In my humble view, Uganda is at such a critical stage where its priorities are no longer destructive wars and insurgencies to obtain peace and stability. Uganda yearns for unity of its rich diversity. Many countries have made profitable gains in harnessing their diversity in ethnicity, ideas, ecology, and beliefs to become wealthy, stable, and progressive. Even countries without endowment with natural wealth as Uganda, have prospered out of harnessing their diversity.
Take most world cities, for instance. They are now competing to clinch the most culturally diverse city status in the world. They have realised the numerous benefits of diversity – tourism, cultural capitals, livability, intellectual growth, and profound tolerance.
The struggle that Dr Besigye has waged is a protracted peaceful struggle rooted deeply in creating in vision of a peaceful, stable, just, tolerant, and predictable Uganda that embraces our inherently diverse society.
The respect for diversity is the cornerstone of Dr Kizza Besigye’s advocacy for wide ranging reforms in electoral laws and in governance using non-violence means.
Uganda needs these reforms very urgently. To achieve these reforms, some respect, tolerance, and sacrifice have to be made by all parties involved. The government needs to tone down on its contempt and arrogance towards the Opposition elements and; the opposition ought to pursue principled positions that allow for transparent dialogue. The opposition led by Dr Kizza Besigye has always fronted dialogue and peaceful propositions for reforms. The 2015 Citizen’s Pact is one such example where members of the opposition worked with civil society organisations to build a strong proposal for electoral reforms. The people in power snubbed these noble efforts.
The struggle that Dr Besigye has waged is a protracted peaceful struggle rooted deeply in creating in vision of a peaceful, stable, just, tolerant, and predictable Uganda that embraces our inherently diverse society. For foreign investments and tourism to flourish, the political developments in Uganda must be predictable. Investors and tourists want to know that when an election comes, it will be fair, peaceful, and that any outstanding contentions are resolved amicably by courts of law – that the rule of law and the due processes work.

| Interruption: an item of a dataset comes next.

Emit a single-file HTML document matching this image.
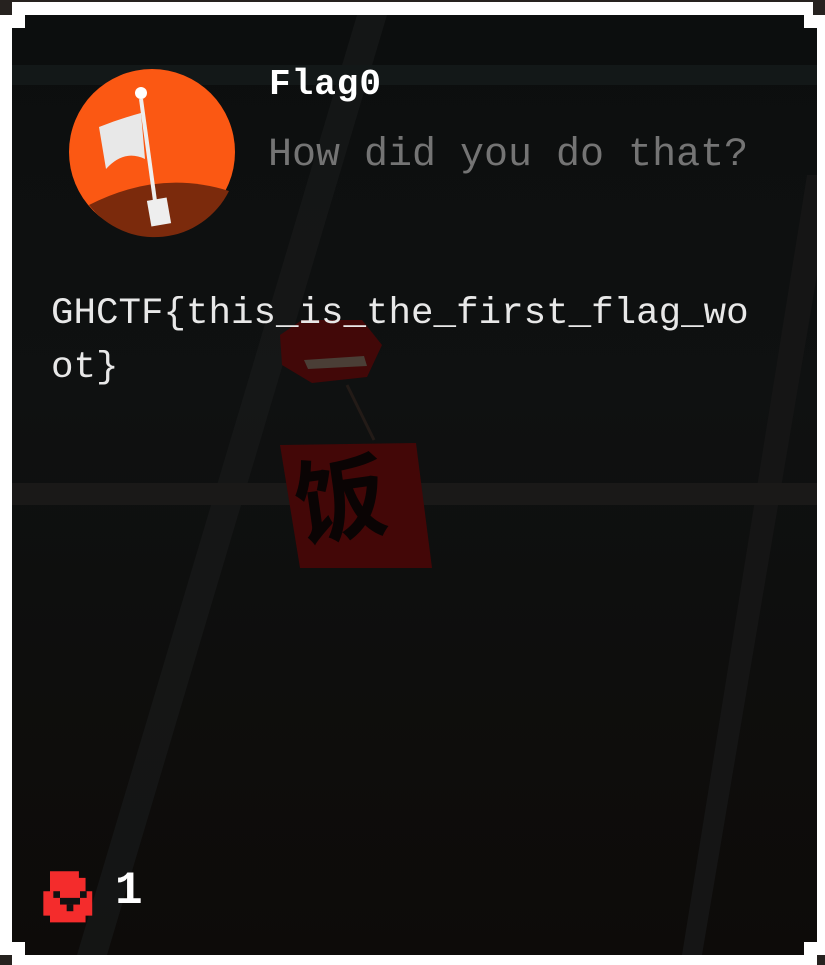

Further, to achieve a sustainable middle income economy, some form of economic and social justice needs to prevail. As is, Uganda is a sharply unequal country with much volume of wealth accumulated in Central and Western Uganda.
This ambition of middle income by 2020 clearly is exclusive of the Eastern and Northern part of this Country. Here, much of the environment is under stress, and people are poor to the core with no proper education, lack of functional healthcare services, and are visited by natural calamities – landslides, El Nino, prolonged draught, mental health issues, and high cases of HIV, etc.
So, while some people are mission hungry, it is equally important to conceive those missions with the nation, not individuals using the nation for their ends. As it is, we all agree that there is a whole lot that needs fixing in our politics and avidly corrupted society.
It is my conviction that only the people can better guarantee peace and stability when properly united, not guns and prison walls. Those incubate instability.
The government should engage Dr. Besigye, the Opposition, and civil society in meaningful dialogues to embrace wide-ranging reforms that will restore confidence in our democracy, and the conduct of elections.
What it is going on now is nothing but a bully using the army and Police to snatch power from the people to rule perpetually. It is simply not sustainable in the long run. It is the reason Dr. Besigye vows not to support an armed insurrection whose end will further subordinate the people to the power of the guns.